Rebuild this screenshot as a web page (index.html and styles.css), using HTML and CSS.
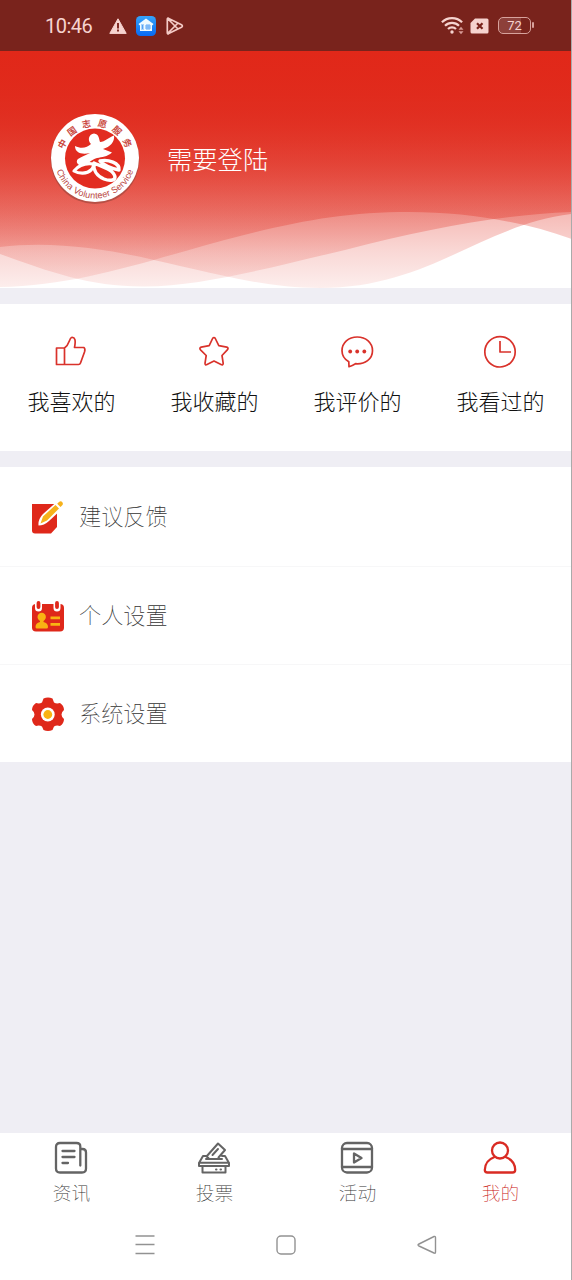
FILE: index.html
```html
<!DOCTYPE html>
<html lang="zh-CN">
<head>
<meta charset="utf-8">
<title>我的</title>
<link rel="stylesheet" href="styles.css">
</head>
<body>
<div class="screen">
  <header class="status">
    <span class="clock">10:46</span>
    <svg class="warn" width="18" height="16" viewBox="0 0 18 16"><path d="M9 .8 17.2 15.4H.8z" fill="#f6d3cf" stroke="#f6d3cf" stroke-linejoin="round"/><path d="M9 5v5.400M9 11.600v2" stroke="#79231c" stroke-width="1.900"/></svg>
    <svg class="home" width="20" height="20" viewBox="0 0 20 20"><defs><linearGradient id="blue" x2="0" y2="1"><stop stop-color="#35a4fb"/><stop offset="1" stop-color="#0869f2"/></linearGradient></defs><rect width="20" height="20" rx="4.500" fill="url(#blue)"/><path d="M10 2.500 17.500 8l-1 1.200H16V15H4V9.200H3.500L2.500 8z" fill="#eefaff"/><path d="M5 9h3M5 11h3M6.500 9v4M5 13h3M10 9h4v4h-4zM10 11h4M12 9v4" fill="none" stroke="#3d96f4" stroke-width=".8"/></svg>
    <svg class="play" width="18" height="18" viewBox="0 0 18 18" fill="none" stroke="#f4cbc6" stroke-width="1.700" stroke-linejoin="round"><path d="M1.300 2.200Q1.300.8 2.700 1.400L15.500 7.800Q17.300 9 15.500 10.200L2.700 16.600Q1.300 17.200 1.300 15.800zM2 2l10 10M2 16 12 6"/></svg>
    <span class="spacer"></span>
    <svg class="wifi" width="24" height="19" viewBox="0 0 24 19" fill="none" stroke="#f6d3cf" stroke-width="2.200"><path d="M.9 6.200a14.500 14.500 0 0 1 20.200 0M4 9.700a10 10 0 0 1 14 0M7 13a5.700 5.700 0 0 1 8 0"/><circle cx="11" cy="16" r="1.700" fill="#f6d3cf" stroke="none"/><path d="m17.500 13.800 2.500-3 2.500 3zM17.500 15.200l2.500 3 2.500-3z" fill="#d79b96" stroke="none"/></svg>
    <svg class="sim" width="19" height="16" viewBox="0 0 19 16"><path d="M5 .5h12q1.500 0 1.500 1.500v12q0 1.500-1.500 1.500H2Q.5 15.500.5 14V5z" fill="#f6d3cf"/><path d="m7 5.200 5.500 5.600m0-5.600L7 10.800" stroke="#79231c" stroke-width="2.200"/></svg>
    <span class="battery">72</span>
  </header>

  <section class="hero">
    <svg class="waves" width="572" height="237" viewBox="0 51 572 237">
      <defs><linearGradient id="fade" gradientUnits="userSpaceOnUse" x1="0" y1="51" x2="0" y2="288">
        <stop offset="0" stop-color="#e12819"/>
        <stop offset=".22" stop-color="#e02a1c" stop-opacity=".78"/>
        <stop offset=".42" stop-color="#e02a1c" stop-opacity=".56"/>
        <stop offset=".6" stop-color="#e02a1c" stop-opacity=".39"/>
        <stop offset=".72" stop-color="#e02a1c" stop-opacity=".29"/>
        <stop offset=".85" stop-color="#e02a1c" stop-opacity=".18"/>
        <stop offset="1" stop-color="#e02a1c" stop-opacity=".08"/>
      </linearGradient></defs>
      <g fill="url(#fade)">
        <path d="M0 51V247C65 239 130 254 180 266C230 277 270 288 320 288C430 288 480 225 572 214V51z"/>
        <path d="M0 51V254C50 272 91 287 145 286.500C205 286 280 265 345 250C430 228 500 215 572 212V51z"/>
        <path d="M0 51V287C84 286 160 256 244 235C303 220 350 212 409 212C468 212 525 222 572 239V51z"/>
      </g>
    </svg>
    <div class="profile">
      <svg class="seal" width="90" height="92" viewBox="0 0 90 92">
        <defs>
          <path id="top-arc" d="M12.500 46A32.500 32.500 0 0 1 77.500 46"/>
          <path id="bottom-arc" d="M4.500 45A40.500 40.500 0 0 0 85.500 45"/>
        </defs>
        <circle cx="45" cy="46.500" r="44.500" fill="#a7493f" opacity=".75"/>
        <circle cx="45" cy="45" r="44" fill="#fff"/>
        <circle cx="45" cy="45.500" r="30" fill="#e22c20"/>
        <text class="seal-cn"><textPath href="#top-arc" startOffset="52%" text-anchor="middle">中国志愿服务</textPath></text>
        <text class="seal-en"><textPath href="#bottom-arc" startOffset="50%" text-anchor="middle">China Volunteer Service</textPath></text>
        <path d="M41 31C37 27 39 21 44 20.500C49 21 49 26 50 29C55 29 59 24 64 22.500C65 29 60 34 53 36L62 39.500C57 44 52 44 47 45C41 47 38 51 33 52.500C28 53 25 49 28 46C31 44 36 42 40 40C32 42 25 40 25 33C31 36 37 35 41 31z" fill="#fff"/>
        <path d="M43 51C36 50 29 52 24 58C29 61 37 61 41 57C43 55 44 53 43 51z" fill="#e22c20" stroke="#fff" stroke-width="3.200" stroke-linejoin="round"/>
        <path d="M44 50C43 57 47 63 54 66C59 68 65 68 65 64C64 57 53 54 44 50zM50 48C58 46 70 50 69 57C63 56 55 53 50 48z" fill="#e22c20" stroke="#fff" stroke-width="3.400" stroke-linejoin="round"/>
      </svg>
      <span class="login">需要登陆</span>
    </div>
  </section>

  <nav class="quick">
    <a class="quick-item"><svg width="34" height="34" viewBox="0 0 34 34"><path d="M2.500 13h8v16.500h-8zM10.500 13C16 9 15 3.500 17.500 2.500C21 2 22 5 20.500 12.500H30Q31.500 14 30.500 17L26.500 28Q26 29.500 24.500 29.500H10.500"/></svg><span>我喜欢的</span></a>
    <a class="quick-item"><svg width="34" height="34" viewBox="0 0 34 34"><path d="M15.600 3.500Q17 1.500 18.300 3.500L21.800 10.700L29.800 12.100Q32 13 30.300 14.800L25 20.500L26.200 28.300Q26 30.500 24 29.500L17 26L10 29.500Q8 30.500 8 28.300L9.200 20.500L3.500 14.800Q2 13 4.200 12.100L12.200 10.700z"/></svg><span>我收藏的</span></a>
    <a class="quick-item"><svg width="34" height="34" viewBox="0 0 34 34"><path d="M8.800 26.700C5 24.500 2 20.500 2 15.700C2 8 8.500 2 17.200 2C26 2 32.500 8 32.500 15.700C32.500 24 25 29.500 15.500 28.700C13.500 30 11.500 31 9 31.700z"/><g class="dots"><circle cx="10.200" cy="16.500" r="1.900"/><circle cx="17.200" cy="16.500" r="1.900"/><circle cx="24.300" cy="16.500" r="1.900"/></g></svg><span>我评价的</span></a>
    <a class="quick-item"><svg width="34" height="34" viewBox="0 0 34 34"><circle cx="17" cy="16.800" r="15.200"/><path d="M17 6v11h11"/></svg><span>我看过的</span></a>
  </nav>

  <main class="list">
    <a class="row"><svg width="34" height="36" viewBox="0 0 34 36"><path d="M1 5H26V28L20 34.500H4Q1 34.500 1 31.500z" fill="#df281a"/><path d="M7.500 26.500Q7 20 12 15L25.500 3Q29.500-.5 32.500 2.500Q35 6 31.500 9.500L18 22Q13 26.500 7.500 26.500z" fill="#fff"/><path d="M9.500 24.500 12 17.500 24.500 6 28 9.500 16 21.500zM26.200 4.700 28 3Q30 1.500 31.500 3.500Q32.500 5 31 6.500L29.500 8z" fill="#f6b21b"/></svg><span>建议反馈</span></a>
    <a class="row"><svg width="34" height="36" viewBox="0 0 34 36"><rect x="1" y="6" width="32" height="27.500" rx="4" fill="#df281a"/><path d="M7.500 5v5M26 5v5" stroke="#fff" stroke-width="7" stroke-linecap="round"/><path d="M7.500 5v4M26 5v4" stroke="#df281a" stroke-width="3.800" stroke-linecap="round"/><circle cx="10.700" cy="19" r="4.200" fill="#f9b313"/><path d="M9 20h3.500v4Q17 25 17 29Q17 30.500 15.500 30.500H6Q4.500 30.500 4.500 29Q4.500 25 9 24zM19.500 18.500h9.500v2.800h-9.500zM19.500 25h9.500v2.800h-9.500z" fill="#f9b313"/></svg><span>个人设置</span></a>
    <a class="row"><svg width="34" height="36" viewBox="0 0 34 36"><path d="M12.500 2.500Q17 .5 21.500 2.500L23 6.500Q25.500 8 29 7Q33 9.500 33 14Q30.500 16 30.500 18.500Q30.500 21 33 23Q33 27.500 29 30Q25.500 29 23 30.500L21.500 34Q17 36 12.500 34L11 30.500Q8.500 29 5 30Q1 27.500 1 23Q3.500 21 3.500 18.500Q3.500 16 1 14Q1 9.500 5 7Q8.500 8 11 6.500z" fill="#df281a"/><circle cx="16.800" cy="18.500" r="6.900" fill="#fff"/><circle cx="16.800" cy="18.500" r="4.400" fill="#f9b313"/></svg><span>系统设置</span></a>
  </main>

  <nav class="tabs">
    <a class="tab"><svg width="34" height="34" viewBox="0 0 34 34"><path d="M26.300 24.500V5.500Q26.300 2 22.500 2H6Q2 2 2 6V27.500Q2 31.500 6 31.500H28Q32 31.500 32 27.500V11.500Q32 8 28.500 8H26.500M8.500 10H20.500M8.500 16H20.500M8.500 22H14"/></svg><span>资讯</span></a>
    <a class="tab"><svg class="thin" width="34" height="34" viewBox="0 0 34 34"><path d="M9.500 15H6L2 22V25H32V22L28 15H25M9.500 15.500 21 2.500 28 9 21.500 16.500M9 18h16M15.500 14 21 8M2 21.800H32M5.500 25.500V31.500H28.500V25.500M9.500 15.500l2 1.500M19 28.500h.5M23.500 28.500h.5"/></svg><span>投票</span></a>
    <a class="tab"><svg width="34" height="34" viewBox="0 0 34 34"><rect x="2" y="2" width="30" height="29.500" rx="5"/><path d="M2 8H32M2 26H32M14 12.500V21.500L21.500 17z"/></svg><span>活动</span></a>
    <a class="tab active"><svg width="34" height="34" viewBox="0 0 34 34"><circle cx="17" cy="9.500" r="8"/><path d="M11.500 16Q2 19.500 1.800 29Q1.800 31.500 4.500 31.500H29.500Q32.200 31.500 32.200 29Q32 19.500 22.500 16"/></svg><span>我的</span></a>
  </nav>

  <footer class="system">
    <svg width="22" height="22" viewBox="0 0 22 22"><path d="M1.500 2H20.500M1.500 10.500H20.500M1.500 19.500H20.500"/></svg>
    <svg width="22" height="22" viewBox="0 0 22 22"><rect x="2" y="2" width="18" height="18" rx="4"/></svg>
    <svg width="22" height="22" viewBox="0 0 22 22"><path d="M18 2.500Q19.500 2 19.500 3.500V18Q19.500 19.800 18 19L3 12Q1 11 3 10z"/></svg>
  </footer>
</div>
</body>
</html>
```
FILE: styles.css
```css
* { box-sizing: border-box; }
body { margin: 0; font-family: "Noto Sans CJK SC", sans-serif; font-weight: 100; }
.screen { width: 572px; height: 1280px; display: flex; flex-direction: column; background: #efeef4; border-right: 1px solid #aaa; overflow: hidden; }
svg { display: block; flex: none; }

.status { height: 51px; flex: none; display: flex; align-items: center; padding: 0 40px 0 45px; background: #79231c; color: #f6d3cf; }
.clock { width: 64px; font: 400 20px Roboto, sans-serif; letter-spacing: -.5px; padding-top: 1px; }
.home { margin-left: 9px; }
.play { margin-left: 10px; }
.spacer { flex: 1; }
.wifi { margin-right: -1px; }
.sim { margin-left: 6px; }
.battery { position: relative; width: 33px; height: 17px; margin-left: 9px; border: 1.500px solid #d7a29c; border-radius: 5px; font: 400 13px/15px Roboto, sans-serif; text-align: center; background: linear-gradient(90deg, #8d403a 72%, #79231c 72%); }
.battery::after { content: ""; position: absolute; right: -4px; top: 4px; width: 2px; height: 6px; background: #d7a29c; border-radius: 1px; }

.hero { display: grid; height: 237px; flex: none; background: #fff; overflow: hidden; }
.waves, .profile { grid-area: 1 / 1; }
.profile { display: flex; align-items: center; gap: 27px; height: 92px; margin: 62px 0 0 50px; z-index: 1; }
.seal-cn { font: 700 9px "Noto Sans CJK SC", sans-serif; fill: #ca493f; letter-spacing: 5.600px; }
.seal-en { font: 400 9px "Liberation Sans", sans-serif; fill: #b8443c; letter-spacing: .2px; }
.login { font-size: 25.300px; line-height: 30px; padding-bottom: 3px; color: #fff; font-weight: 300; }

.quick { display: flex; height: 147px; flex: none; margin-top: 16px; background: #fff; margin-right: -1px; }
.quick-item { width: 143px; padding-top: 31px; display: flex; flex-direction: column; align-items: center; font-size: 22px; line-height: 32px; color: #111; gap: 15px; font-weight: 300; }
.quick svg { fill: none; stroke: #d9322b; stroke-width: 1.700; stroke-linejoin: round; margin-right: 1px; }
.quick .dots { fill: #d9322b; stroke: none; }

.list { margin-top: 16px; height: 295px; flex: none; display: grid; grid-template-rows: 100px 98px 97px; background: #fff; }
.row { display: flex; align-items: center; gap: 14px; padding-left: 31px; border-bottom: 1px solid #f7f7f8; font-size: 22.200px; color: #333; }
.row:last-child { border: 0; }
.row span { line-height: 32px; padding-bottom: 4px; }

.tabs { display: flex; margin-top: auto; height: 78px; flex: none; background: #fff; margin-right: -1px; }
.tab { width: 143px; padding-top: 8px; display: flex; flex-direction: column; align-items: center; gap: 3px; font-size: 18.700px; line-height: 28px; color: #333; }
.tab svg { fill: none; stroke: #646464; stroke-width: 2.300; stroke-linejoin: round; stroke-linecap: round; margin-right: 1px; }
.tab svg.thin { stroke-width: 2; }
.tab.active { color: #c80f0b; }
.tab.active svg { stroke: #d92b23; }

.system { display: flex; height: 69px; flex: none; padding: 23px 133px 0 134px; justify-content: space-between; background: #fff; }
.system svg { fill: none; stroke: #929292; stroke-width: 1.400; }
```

= = =

◆ **YOUR TASK**
Give the number of lines in the listing above that contain "styles", and nothing else.

◆ **REPLY TO THE EXERCISE**
3